I’m not a linguist, so never can recall what the proper terminology is for this form of the plural, but someone around here mentioned it a while back in another thread.
cory says
Hellraiser. Puzzlebox. Octopussys. Rubik’s Cube.
You see where this is heading??
Ichthyic says
You see where this is heading??
the only difference being tentacles with toothed-suckers instead of chains with hooks?

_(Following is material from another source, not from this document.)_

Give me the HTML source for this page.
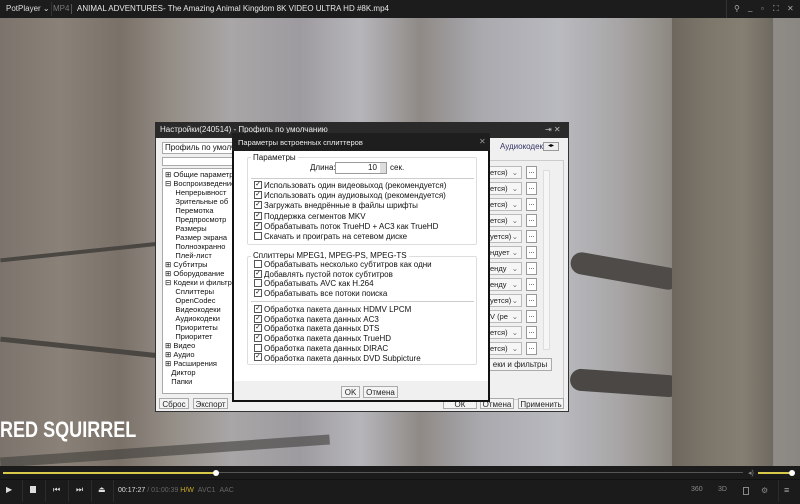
<!DOCTYPE html>
<html><head><meta charset="utf-8"><style>
*{margin:0;padding:0;box-sizing:border-box}
body{width:800px;height:504px;overflow:hidden;position:relative;font-family:"Liberation Sans",sans-serif;background:#8a8682}
.a{position:absolute}
.bg{left:0;top:18px;width:800px;height:450px;background:
linear-gradient(90deg,#7c746c 0,#8a8278 60px,#7a7168 120px,#948d86 170px,#a8a6a6 230px,#9e9ba0 300px,#b6b6ba 360px,#8f8a86 420px,#a9a9ae 480px,#b9babf 560px,#a7a5a5 620px,#8e8982 670px,#7c766c 680px,#817a70 760px,#8f8b86 775px,#8a8680 800px)}
.t{font-size:8px;color:#111;white-space:nowrap;line-height:10px}
.cb{width:8px;height:8px;border:1px solid #555;background:#fff;display:inline-block;vertical-align:middle;margin:-2px 2px 0 0;font-size:7px;line-height:6px;text-align:center;overflow:hidden}
.btn{border:1px solid #aaa;background:#f4f4f4;font-size:8px;text-align:center;line-height:11px;color:#222}
.row{position:absolute;left:489px;width:33px;height:13px;border:1px solid #bbb;border-left:none;background:#f6f6f6;font-size:7.5px;line-height:11px;color:#222;overflow:hidden;white-space:nowrap;padding-left:1px}
.row i{position:absolute;right:3px;top:0;font-style:normal;color:#666;background:#f6f6f6}
.dot{position:absolute;left:526px;width:11px;height:13px;border:1px solid #999;background:#fff;font-size:7px;line-height:9px;text-align:center}
.ic{position:absolute;top:486px;font-size:7px;color:#888}
</style></head><body>
<div class="a bg"></div>
<div class="a" style="left:0;top:345px;width:160px;height:5px;background:#4a4642;transform:rotate(6deg)"></div>
<div class="a" style="left:0;top:250px;width:160px;height:4px;background:#4a4642;transform:rotate(-6deg)"></div>
<div class="a" style="left:570px;top:260px;width:110px;height:22px;border-radius:12px;background:#4e4b48;transform:rotate(10deg)"></div>
<div class="a" style="left:570px;top:372px;width:110px;height:22px;border-radius:12px;background:#4a4744;transform:rotate(4deg)"></div>
<div class="a" style="left:0;top:446px;width:330px;height:10px;background:#3f3d3a;transform:rotate(-4deg);opacity:.6"></div>
<div class="a" style="left:672px;top:18px;width:101px;height:450px;background:linear-gradient(90deg,#6d675e,#7e786c 40%,#857e72 70%,#6f6a61)"></div>
<div class="a" style="left:0;top:417px;font-family:'Liberation Sans Narrow','Liberation Sans',sans-serif;font-weight:bold;font-size:22px;color:#fff;transform:scaleX(.82);transform-origin:left">RED SQUIRREL</div>
<div class="a" style="left:0;top:0;width:800px;height:18px;background:#1c1c1c"></div>
<div class="a" style="left:6px;top:4px;font-size:8px;color:#ddd">PotPlayer ⌄</div>
<div class="a" style="left:51px;top:2px;width:1px;height:14px;background:#333"></div>
<div class="a" style="left:53px;top:4px;font-size:8px;color:#777">MP4</div>
<div class="a" style="left:71px;top:4px;width:1px;height:10px;background:#555"></div>
<div class="a" style="left:77px;top:4px;font-size:8px;color:#e8e8e8">ANIMAL ADVENTURES- The Amazing Animal Kingdom 8K VIDEO ULTRA HD #8K.mp4</div>
<div class="a" style="left:726px;top:0;width:1px;height:18px;background:#333"></div>
<div class="a" style="left:734px;top:4px;font-size:8px;color:#aaa">⚲</div>
<div class="a" style="left:748px;top:3px;font-size:8px;color:#aaa">_</div>
<div class="a" style="left:761px;top:4px;font-size:8px;color:#aaa">▫</div>
<div class="a" style="left:773px;top:4px;font-size:8px;color:#aaa">⛶</div>
<div class="a" style="left:787px;top:4px;font-size:8px;color:#aaa">✕</div>
<div class="a" style="left:155px;top:122px;width:414px;height:290px;background:#f0f0f0;border:1px solid #333"></div>
<div class="a" style="left:155px;top:122px;width:414px;height:16px;background:#2a2a2a"></div>
<div class="a" style="left:160px;top:125px;font-size:8px;color:#eee">Настройки(240514) - Профиль по умолчанию</div>
<div class="a" style="left:545px;top:125px;font-size:8px;color:#bbb">⇥ ✕</div>
<div class="a" style="left:162px;top:142px;width:72px;height:12px;background:#fff;border:1px solid #aaa"></div>
<div class="a t" style="left:165px;top:143px">Профиль по умолчан</div>
<div class="a" style="left:162px;top:157px;width:72px;height:9px;background:#fff;border:1px solid #aaa"></div>
<div class="a" style="left:162px;top:168px;width:72px;height:226px;background:#fff;border:1px solid #aaa;overflow:hidden"></div>
<div class="a t" style="left:165px;top:170px;line-height:9px;font-size:7.5px">⊞ Общие параметры<br>⊟ Воспроизведение<br>&nbsp;&nbsp;&nbsp;&nbsp;&nbsp;Непрерывност<br>&nbsp;&nbsp;&nbsp;&nbsp;&nbsp;Зрительные об<br>&nbsp;&nbsp;&nbsp;&nbsp;&nbsp;Перемотка<br>&nbsp;&nbsp;&nbsp;&nbsp;&nbsp;Предпросмотр<br>&nbsp;&nbsp;&nbsp;&nbsp;&nbsp;Размеры<br>&nbsp;&nbsp;&nbsp;&nbsp;&nbsp;Размер экрана<br>&nbsp;&nbsp;&nbsp;&nbsp;&nbsp;Полноэкранно<br>&nbsp;&nbsp;&nbsp;&nbsp;&nbsp;Плей-лист<br>⊞ Субтитры<br>⊞ Оборудование<br>⊟ Кодеки и фильтры<br>&nbsp;&nbsp;&nbsp;&nbsp;&nbsp;Сплиттеры<br>&nbsp;&nbsp;&nbsp;&nbsp;&nbsp;OpenCodec<br>&nbsp;&nbsp;&nbsp;&nbsp;&nbsp;Видеокодеки<br>&nbsp;&nbsp;&nbsp;&nbsp;&nbsp;Аудиокодеки<br>&nbsp;&nbsp;&nbsp;&nbsp;&nbsp;Приоритеты<br>&nbsp;&nbsp;&nbsp;&nbsp;&nbsp;Приоритет<br>⊞ Видео<br>⊞ Аудио<br>⊞ Расширения<br>&nbsp;&nbsp;&nbsp;Диктор<br>&nbsp;&nbsp;&nbsp;Папки</div>
<div class="a t" style="left:500px;top:142px;color:#336">Аудиокодек</div>
<div class="a" style="left:543px;top:142px;width:16px;height:9px;background:#eee;border:1px solid #999;font-size:6px;line-height:7px;text-align:center">◂▸</div>
<div class="a" style="left:488px;top:160px;width:76px;height:240px;border:1px solid #ccc"></div>
<div class="row" style="top:166px">ется)<i>⌄</i></div><div class="dot" style="top:166px">...</div>
<div class="row" style="top:182px">ется)<i>⌄</i></div><div class="dot" style="top:182px">...</div>
<div class="row" style="top:198px">ется)<i>⌄</i></div><div class="dot" style="top:198px">...</div>
<div class="row" style="top:214px">ется)<i>⌄</i></div><div class="dot" style="top:214px">...</div>
<div class="row" style="top:230px">уется)<i>⌄</i></div><div class="dot" style="top:230px">...</div>
<div class="row" style="top:246px">ндует<i>⌄</i></div><div class="dot" style="top:246px">...</div>
<div class="row" style="top:262px">енду<i>⌄</i></div><div class="dot" style="top:262px">...</div>
<div class="row" style="top:278px">енду<i>⌄</i></div><div class="dot" style="top:278px">...</div>
<div class="row" style="top:294px">уется)<i>⌄</i></div><div class="dot" style="top:294px">...</div>
<div class="row" style="top:310px">V (ре<i>⌄</i></div><div class="dot" style="top:310px">...</div>
<div class="row" style="top:326px">ется)<i>⌄</i></div><div class="dot" style="top:326px">...</div>
<div class="row" style="top:342px">ется)<i>⌄</i></div><div class="dot" style="top:342px">...</div>
<div class="a" style="left:543px;top:170px;width:7px;height:180px;background:#f6f6f6;border:1px solid #ddd"></div>
<div class="a btn" style="left:488px;top:358px;width:64px;height:13px">еки и фильтры</div>
<div class="a btn" style="left:159px;top:398px;width:30px;height:11px">Сброс</div>
<div class="a btn" style="left:193px;top:398px;width:35px;height:11px">Экспорт</div>
<div class="a btn" style="left:443px;top:398px;width:34px;height:11px">ОК</div>
<div class="a btn" style="left:480px;top:398px;width:34px;height:11px">Отмена</div>
<div class="a btn" style="left:518px;top:398px;width:46px;height:11px">Применить</div>
<div class="a" style="left:232px;top:133px;width:258px;height:269px;background:#fff;border:2px solid #111"></div>
<div class="a" style="left:232px;top:133px;width:258px;height:18px;background:#1e1e1e"></div>
<div class="a" style="left:238px;top:138px;font-size:7.5px;color:#eee">Параметры встроенных сплиттеров</div>
<div class="a" style="left:479px;top:137px;font-size:8px;color:#999">✕</div>
<div class="a" style="left:234px;top:381px;width:254px;height:19px;background:#f0f0f0"></div>
<div class="a btn" style="left:341px;top:386px;width:19px;height:12px">OK</div>
<div class="a btn" style="left:363px;top:386px;width:35px;height:12px">Отмена</div>
<div class="a" style="left:247px;top:157px;width:230px;height:88px;border:1px solid #ddd;border-radius:2px"></div>
<div class="a t" style="left:251px;top:153px;background:#fff;padding:0 2px">Параметры</div>
<div class="a t" style="left:310px;top:163px">Длина:</div>
<div class="a" style="left:335px;top:162px;width:52px;height:12px;border:1px solid #999;background:#fff"></div>
<div class="a t" style="left:368px;top:163px">10</div>
<div class="a" style="left:380px;top:163px;width:6px;height:10px;background:#ddd"></div>
<div class="a t" style="left:390px;top:163px">сек.</div>
<div class="a" style="left:251px;top:178px;width:223px;height:1px;background:#ccc"></div>
<div class="a t" style="left:254px;top:181px;line-height:10.2px">
<span class="cb">✓</span>Использовать один видеовыход (рекомендуется)<br>
<span class="cb">✓</span>Использовать один аудиовыход (рекомендуется)<br>
<span class="cb">✓</span>Загружать внедрённые в файлы шрифты<br>
<span class="cb">✓</span>Поддержка сегментов MKV<br>
<span class="cb">✓</span>Обрабатывать поток TrueHD + AC3 как TrueHD<br>
<span class="cb"></span>Скачать и проиграть на сетевом диске</div>
<div class="a" style="left:247px;top:256px;width:230px;height:109px;border:1px solid #ddd;border-radius:2px"></div>
<div class="a t" style="left:251px;top:251px;background:#fff;padding:0 2px">Сплиттеры MPEG1, MPEG-PS, MPEG-TS</div>
<div class="a t" style="left:254px;top:260px;line-height:9.7px">
<span class="cb"></span>Обрабатывать несколько субтитров как одни<br>
<span class="cb">✓</span>Добавлять пустой поток субтитров<br>
<span class="cb"></span>Обрабатывать AVC как H.264<br>
<span class="cb">✓</span>Обрабатывать все потоки поиска</div>
<div class="a" style="left:251px;top:301px;width:223px;height:1px;background:#ccc"></div>
<div class="a t" style="left:254px;top:305px;line-height:9.7px">
<span class="cb">✓</span>Обработка пакета данных HDMV LPCM<br>
<span class="cb">✓</span>Обработка пакета данных AC3<br>
<span class="cb">✓</span>Обработка пакета данных DTS<br>
<span class="cb">✓</span>Обработка пакета данных TrueHD<br>
<span class="cb"></span>Обработка пакета данных DIRAC<br>
<span class="cb">✓</span>Обработка пакета данных DVD Subpicture</div>
<div class="a" style="left:0;top:466px;width:800px;height:38px;background:#1b1b1b"></div>
<div class="a" style="left:3px;top:472px;width:740px;height:1px;background:#555"></div>
<div class="a" style="left:3px;top:472px;width:213px;height:2px;background:#d8c94a"></div>
<div class="a" style="left:213px;top:470px;width:6px;height:6px;border-radius:50%;background:#fff"></div>
<div class="a" style="left:758px;top:472px;width:34px;height:2px;background:#d8c94a"></div>
<div class="a" style="left:789px;top:470px;width:6px;height:6px;border-radius:50%;background:#fff"></div>
<div class="a" style="left:748px;top:469px;font-size:7px;color:#888">◂)</div>
<div class="a" style="left:0;top:479px;width:800px;height:1px;background:#111"></div>
<div class="a" style="left:6px;top:485px;font-size:8px;color:#ddd">▶</div>
<div class="a" style="left:30px;top:486px;width:6px;height:7px;background:#ddd"></div>
<div class="a" style="left:53px;top:485px;font-size:8px;color:#ddd">⏮</div>
<div class="a" style="left:76px;top:485px;font-size:8px;color:#ddd">⏭</div>
<div class="a" style="left:98px;top:485px;font-size:8px;color:#ddd">⏏</div>
<div class="a" style="left:22px;top:480px;width:1px;height:22px;background:#2c2c2c"></div>
<div class="a" style="left:45px;top:480px;width:1px;height:22px;background:#2c2c2c"></div>
<div class="a" style="left:68px;top:480px;width:1px;height:22px;background:#2c2c2c"></div>
<div class="a" style="left:91px;top:480px;width:1px;height:22px;background:#2c2c2c"></div>
<div class="a" style="left:113px;top:480px;width:1px;height:22px;background:#2c2c2c"></div>
<div class="a" style="left:118px;top:487px;font-size:7px;color:#ddd;white-space:nowrap">00:17:27 <span style="color:#666">/ 01:00:39</span> <span style="color:#c9a92a">H/W</span> &nbsp;<span style="color:#666">AVC1 &nbsp;AAC</span></div>
<div class="ic" style="left:691px">360</div>
<div class="ic" style="left:718px">3D</div>
<div class="ic" style="left:743px;top:487px;width:6px;height:8px;border:1px solid #888"></div>
<div class="ic" style="left:761px;font-size:8px">⚙</div>
<div class="a" style="left:778px;top:480px;width:1px;height:22px;background:#2c2c2c"></div>
<div class="a" style="left:784px;top:485px;font-size:9px;color:#aaa">≡</div>
</body></html>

We have such sights to show you!
The Chemist says
Pointless exuberant comment begin>>
Chirality matters biatches!
>>pointless exuberant comment end
Old Bogus says
Fools. Now Cthulhu will know we still inhabit the upper regions of Earth. How else would his subjects get these creations of Satan?
Vidar says
#67, cory
Cthulhu! Fthagn, Cthulhu! Ia, br’kek eish wmblah, nugga wugga xzxwz? Yarble gffuf ‘dominion’, znargle bffuf Rley’eh. Cthulhu, tik’ty-pu!
The starts are right!
Plural for octopus: octopoi, octopie, octupusen, octopii, octopusmey (klingon), octopoj (esparanto), and octoprim (elven) are all acceptable plurals of octopus, in my not so humble opinion.

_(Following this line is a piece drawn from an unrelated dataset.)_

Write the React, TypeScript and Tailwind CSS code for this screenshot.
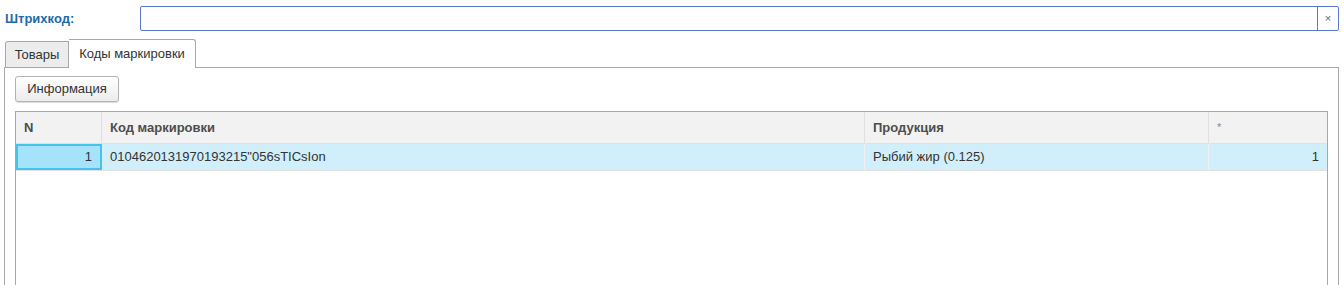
import React from 'react';

const cols = [
  { title: 'N', w: 'w-[86px]' },
  { title: 'Код маркировки', w: 'w-[763px]' },
  { title: 'Продукция', w: 'w-[344px]' },
  { title: '*', w: 'flex-1' },
];

const App: React.FC = () => {
  return (
    <div className="w-[1344px] h-[285px] bg-white overflow-hidden text-[13px] text-[#333] font-['Liberation_Sans',Arial,sans-serif]">
      {/* Barcode row */}
      <div className="flex items-center pt-[6px]">
        <div className="w-[140px] pl-[5px] font-bold text-[#1d6aa9]">Штрихкод:</div>
        <div className="flex w-[1199px] h-[25px] border border-[#5a78d2] rounded-[2px]">
          <div className="flex-1" />
          <div className="w-[21px] border-l border-[#5a78d2] flex items-center justify-center text-[11px] text-[#666]">×</div>
        </div>
      </div>

      {/* Tabs */}
      <div className="flex items-end pl-[5px] mt-[8px] h-[28px]">
        <div className="h-[26px] w-[64px] flex items-center justify-center bg-[#ececec] border border-b-0 border-[#a8a8a8] rounded-tl-[3px] text-[#333]">
          Товары
        </div>
        <div className="relative z-10 -mb-px h-[29px] w-[127px] flex items-center justify-center bg-white border border-b-0 border-l-0 border-[#a8a8a8] rounded-tr-[3px] text-[#333]">
          Коды маркировки
        </div>
      </div>

      {/* Panel */}
      <div className="ml-[4px] w-[1335px] h-[230px] border border-[#a8a8a8] pl-[10px] pt-[8px]">
        <button className="w-[104px] h-[26px] border border-[#b3b3b3] rounded-[3px] bg-gradient-to-b from-white to-[#ececec] shadow-[0_1px_1px_rgba(0,0,0,0.15)] text-[#333]">
          Информация
        </button>

        <div className="mt-[9px] w-[1313px] h-[200px] border border-[#a8a8a8]">
          <div className="flex h-[32px] bg-[#f2f2f2] border-b border-[#e0e0e0]">
            {cols.map((c, i) => (
              <div
                key={c.title}
                className={`${c.w} flex items-center pl-[8px] font-bold text-[#4d4d4d] ${i < cols.length - 1 ? 'border-r border-[#e0e0e0]' : ''} ${c.title === '*' ? 'font-normal text-[#888] text-[11px] items-start pt-[7px]' : ''}`}
              >
                {c.title}
              </div>
            ))}
          </div>
          <div className="flex h-[27px] bg-[#d0effa] border-b border-[#e2e2e2]">
            <div className="w-[86px] flex items-center justify-end pr-[8px] bg-[#a5e3fb] border-2 border-[#45c2ee]">1</div>
            <div className="w-[763px] flex items-center pl-[8px] border-r border-[#f0f0f0]">0104620131970193215"056sTICsIon</div>
            <div className="w-[344px] flex items-center pl-[8px] border-r border-[#f0f0f0]">Рыбий жир (0.125)</div>
            <div className="flex-1 flex items-center justify-end pr-[8px]">1</div>
          </div>
        </div>
      </div>
    </div>
  );
};

export default App;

I certainly use a variety of plural forms in my computer-code to add some colour of the dreary lives of the maintenance programmers. I’m a generous soul like that.
Sven DIMilo says
…and those are different Classes, to those still wed to the orthodoxy of the Linnean hierarchy.
Sven DIMilo says
Eh, that’s true for fish and fishes…and not much else. I don’t know any cephalopodologists, so I’ll grant you the usage for octopuses too. Nobody says “5 turtle” or “a group of mouse.”
Use of the singular for the plural is known as the “sportsmen’s plural” because it’s used mostly for animals people like to shoot and hook. “A brace of pheasant,” e.g.